# WRITTEN INSTRUCTION
Give every line of the data again, unchanged, but with no pictures.

# RECORDED DATA
--

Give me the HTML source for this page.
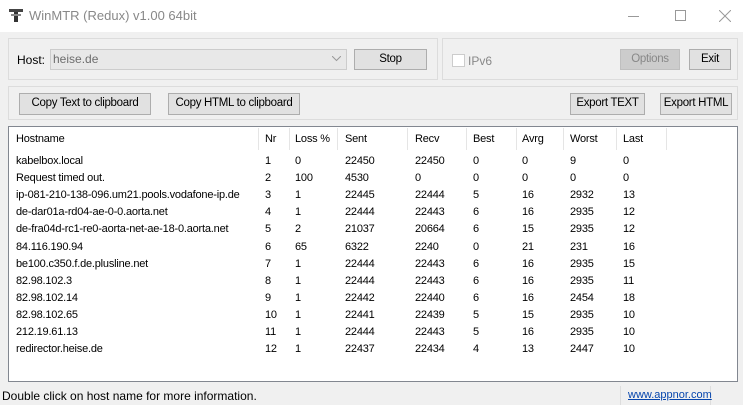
<!DOCTYPE html>
<html><head><meta charset="utf-8"><style>
*{box-sizing:border-box;margin:0;padding:0}
body{width:743px;height:405px;overflow:hidden;background:#f0f0f0;font-family:"Liberation Sans",sans-serif;font-size:11px;color:#000;position:relative}
.a{position:absolute}
.title{left:0;top:0;width:743px;height:32px;background:#fff}
.grp{border:1px solid #dcdcdc}
.btn{position:absolute;background:#e1e1e1;border:1px solid #adadad;text-align:center;font-size:11.5px;line-height:19px;letter-spacing:-0.3px}
.list{left:8px;top:126px;width:730px;height:256px;background:#fff;border:1px solid #828790}
.h,.c{position:absolute;white-space:nowrap;letter-spacing:-0.2px}
.sep{position:absolute;top:1px;width:1px;height:22px;background:#e5e5e5}
</style></head><body>
<div class="a title">
 <svg class="a" style="left:9px;top:9px" width="14" height="13"><rect x="0" y="0" width="14" height="3" fill="#444"/><rect x="5" y="3" width="4" height="10" fill="#333"/><rect x="2" y="5" width="10" height="2" fill="#888"/></svg>
 <div class="a" style="left:29px;top:8px;font-size:13px;color:#888">WinMTR (Redux) v1.00 64bit</div>
 <div class="a" style="left:628px;top:16px;width:11px;height:1px;background:#999"></div>
 <div class="a" style="left:675px;top:10px;width:11px;height:11px;border:1px solid #999"></div>
 <svg class="a" style="left:719px;top:10px" width="12" height="12"><path d="M0 0L12 12M12 0L0 12" stroke="#999" stroke-width="1"/></svg>
</div>
<div class="a grp" style="left:8px;top:38px;width:430px;height:42px"></div>
<div class="a grp" style="left:442px;top:38px;width:296px;height:42px"></div>
<div class="a" style="left:17px;top:53px;font-size:12px">Host:</div>
<div class="a" style="left:50px;top:49px;width:297px;height:21px;background:#e8e8e8;border:1px solid #ccc"></div>
<div class="a" style="left:53px;top:52px;font-size:12px;color:#6d6d6d">heise.de</div>
<svg class="a" style="left:332px;top:56px" width="9" height="6"><path d="M0 0L4.5 4.5L9 0" stroke="#999" fill="none"/></svg>
<div class="btn" style="left:354px;top:49px;width:73px;height:21px">Stop</div>
<div class="a" style="left:452px;top:54px;width:13px;height:13px;background:#fff;border:1px solid #ccc"></div>
<div class="a" style="left:468px;top:54px;font-size:12px;color:#888">IPv6</div>
<div class="btn" style="left:620px;top:49px;width:60px;height:21px;background:#ccc;border-color:#bfbfbf;color:#888">Options</div>
<div class="btn" style="left:689px;top:49px;width:42px;height:21px">Exit</div>
<div class="a grp" style="left:8px;top:86px;width:730px;height:34px"></div>
<div class="btn" style="left:19px;top:93px;width:132px;height:22px">Copy Text to clipboard</div>
<div class="btn" style="left:168px;top:93px;width:132px;height:22px">Copy HTML to clipboard</div>
<div class="btn" style="left:570px;top:93px;width:75px;height:22px">Export TEXT</div>
<div class="btn" style="left:660px;top:93px;width:72px;height:22px">Export HTML</div>
<div class="a list">
<div class="sep" style="left:249px"></div><div class="sep" style="left:280px"></div><div class="sep" style="left:328px"></div><div class="sep" style="left:398px"></div><div class="sep" style="left:457px"></div><div class="sep" style="left:507px"></div><div class="sep" style="left:554px"></div><div class="sep" style="left:607px"></div><div class="sep" style="left:657px"></div>
<div id="t"></div>
</div>
<div class="a" style="left:0;top:383px;width:743px;height:22px;background:#f0f0f0"></div>
<div class="a" style="left:2px;top:389px;font-size:12px">Double click on host name for more information.</div>
<div class="a" style="left:620px;top:386px;width:1px;height:19px;background:#ddd"></div>
<div class="a" style="left:710px;top:386px;width:1px;height:19px;background:#ddd"></div>
<div class="a" style="left:628px;top:389px;font-size:11px;color:#0645ad;text-decoration:underline">www.appnor.com</div>
<script>
var cols=[7,256,286,336,406,464,513,561,614];
var rows=[["Hostname","Nr","Loss %","Sent","Recv","Best","Avrg","Worst","Last"],
["kabelbox.local",1,0,22450,22450,0,0,9,0],
["Request timed out.",2,100,4530,0,0,0,0,0],
["ip-081-210-138-096.um21.pools.vodafone-ip.de",3,1,22445,22444,5,16,2932,13],
["de-dar01a-rd04-ae-0-0.aorta.net",4,1,22444,22443,6,16,2935,12],
["de-fra04d-rc1-re0-aorta-net-ae-18-0.aorta.net",5,2,21037,20664,6,15,2935,12],
["84.116.190.94",6,65,6322,2240,0,21,231,16],
["be100.c350.f.de.plusline.net",7,1,22444,22443,6,16,2935,15],
["82.98.102.3",8,1,22444,22443,6,16,2935,11],
["82.98.102.14",9,1,22442,22440,6,16,2454,18],
["82.98.102.65",10,1,22441,22439,5,15,2935,10],
["212.19.61.13",11,1,22444,22443,5,16,2935,10],
["redirector.heise.de",12,1,22437,22434,4,13,2447,10]];
var h="";
rows.forEach(function(r,i){var y=i==0?6:28+(i-1)*17.1;r.forEach(function(v,j){h+='<div class="c" style="left:'+cols[j]+'px;top:'+y+'px">'+v+'</div>';});});
document.getElementById("t").innerHTML=h;
</script>
</body></html>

--

# ANSWER IN FULL
Give me the HTML source for this page.
<!DOCTYPE html>
<html><head><meta charset="utf-8"><style>
*{box-sizing:border-box;margin:0;padding:0}
body{width:743px;height:405px;overflow:hidden;background:#f0f0f0;font-family:"Liberation Sans",sans-serif;font-size:11px;color:#000;position:relative}
.a{position:absolute}
.title{left:0;top:0;width:743px;height:32px;background:#fff}
.grp{border:1px solid #dcdcdc}
.btn{position:absolute;background:#e1e1e1;border:1px solid #adadad;text-align:center;font-size:11.5px;line-height:19px;letter-spacing:-0.3px}
.list{left:8px;top:126px;width:730px;height:256px;background:#fff;border:1px solid #828790}
.h,.c{position:absolute;white-space:nowrap;letter-spacing:-0.2px}
.sep{position:absolute;top:1px;width:1px;height:22px;background:#e5e5e5}
</style></head><body>
<div class="a title">
 <svg class="a" style="left:9px;top:9px" width="14" height="13"><rect x="0" y="0" width="14" height="3" fill="#444"/><rect x="5" y="3" width="4" height="10" fill="#333"/><rect x="2" y="5" width="10" height="2" fill="#888"/></svg>
 <div class="a" style="left:29px;top:8px;font-size:13px;color:#888">WinMTR (Redux) v1.00 64bit</div>
 <div class="a" style="left:628px;top:16px;width:11px;height:1px;background:#999"></div>
 <div class="a" style="left:675px;top:10px;width:11px;height:11px;border:1px solid #999"></div>
 <svg class="a" style="left:719px;top:10px" width="12" height="12"><path d="M0 0L12 12M12 0L0 12" stroke="#999" stroke-width="1"/></svg>
</div>
<div class="a grp" style="left:8px;top:38px;width:430px;height:42px"></div>
<div class="a grp" style="left:442px;top:38px;width:296px;height:42px"></div>
<div class="a" style="left:17px;top:53px;font-size:12px">Host:</div>
<div class="a" style="left:50px;top:49px;width:297px;height:21px;background:#e8e8e8;border:1px solid #ccc"></div>
<div class="a" style="left:53px;top:52px;font-size:12px;color:#6d6d6d">heise.de</div>
<svg class="a" style="left:332px;top:56px" width="9" height="6"><path d="M0 0L4.5 4.5L9 0" stroke="#999" fill="none"/></svg>
<div class="btn" style="left:354px;top:49px;width:73px;height:21px">Stop</div>
<div class="a" style="left:452px;top:54px;width:13px;height:13px;background:#fff;border:1px solid #ccc"></div>
<div class="a" style="left:468px;top:54px;font-size:12px;color:#888">IPv6</div>
<div class="btn" style="left:620px;top:49px;width:60px;height:21px;background:#ccc;border-color:#bfbfbf;color:#888">Options</div>
<div class="btn" style="left:689px;top:49px;width:42px;height:21px">Exit</div>
<div class="a grp" style="left:8px;top:86px;width:730px;height:34px"></div>
<div class="btn" style="left:19px;top:93px;width:132px;height:22px">Copy Text to clipboard</div>
<div class="btn" style="left:168px;top:93px;width:132px;height:22px">Copy HTML to clipboard</div>
<div class="btn" style="left:570px;top:93px;width:75px;height:22px">Export TEXT</div>
<div class="btn" style="left:660px;top:93px;width:72px;height:22px">Export HTML</div>
<div class="a list">
<div class="sep" style="left:249px"></div><div class="sep" style="left:280px"></div><div class="sep" style="left:328px"></div><div class="sep" style="left:398px"></div><div class="sep" style="left:457px"></div><div class="sep" style="left:507px"></div><div class="sep" style="left:554px"></div><div class="sep" style="left:607px"></div><div class="sep" style="left:657px"></div>
<div id="t"></div>
</div>
<div class="a" style="left:0;top:383px;width:743px;height:22px;background:#f0f0f0"></div>
<div class="a" style="left:2px;top:389px;font-size:12px">Double click on host name for more information.</div>
<div class="a" style="left:620px;top:386px;width:1px;height:19px;background:#ddd"></div>
<div class="a" style="left:710px;top:386px;width:1px;height:19px;background:#ddd"></div>
<div class="a" style="left:628px;top:389px;font-size:11px;color:#0645ad;text-decoration:underline">www.appnor.com</div>
<script>
var cols=[7,256,286,336,406,464,513,561,614];
var rows=[["Hostname","Nr","Loss %","Sent","Recv","Best","Avrg","Worst","Last"],
["kabelbox.local",1,0,22450,22450,0,0,9,0],
["Request timed out.",2,100,4530,0,0,0,0,0],
["ip-081-210-138-096.um21.pools.vodafone-ip.de",3,1,22445,22444,5,16,2932,13],
["de-dar01a-rd04-ae-0-0.aorta.net",4,1,22444,22443,6,16,2935,12],
["de-fra04d-rc1-re0-aorta-net-ae-18-0.aorta.net",5,2,21037,20664,6,15,2935,12],
["84.116.190.94",6,65,6322,2240,0,21,231,16],
["be100.c350.f.de.plusline.net",7,1,22444,22443,6,16,2935,15],
["82.98.102.3",8,1,22444,22443,6,16,2935,11],
["82.98.102.14",9,1,22442,22440,6,16,2454,18],
["82.98.102.65",10,1,22441,22439,5,15,2935,10],
["212.19.61.13",11,1,22444,22443,5,16,2935,10],
["redirector.heise.de",12,1,22437,22434,4,13,2447,10]];
var h="";
rows.forEach(function(r,i){var y=i==0?6:28+(i-1)*17.1;r.forEach(function(v,j){h+='<div class="c" style="left:'+cols[j]+'px;top:'+y+'px">'+v+'</div>';});});
document.getElementById("t").innerHTML=h;
</script>
</body></html>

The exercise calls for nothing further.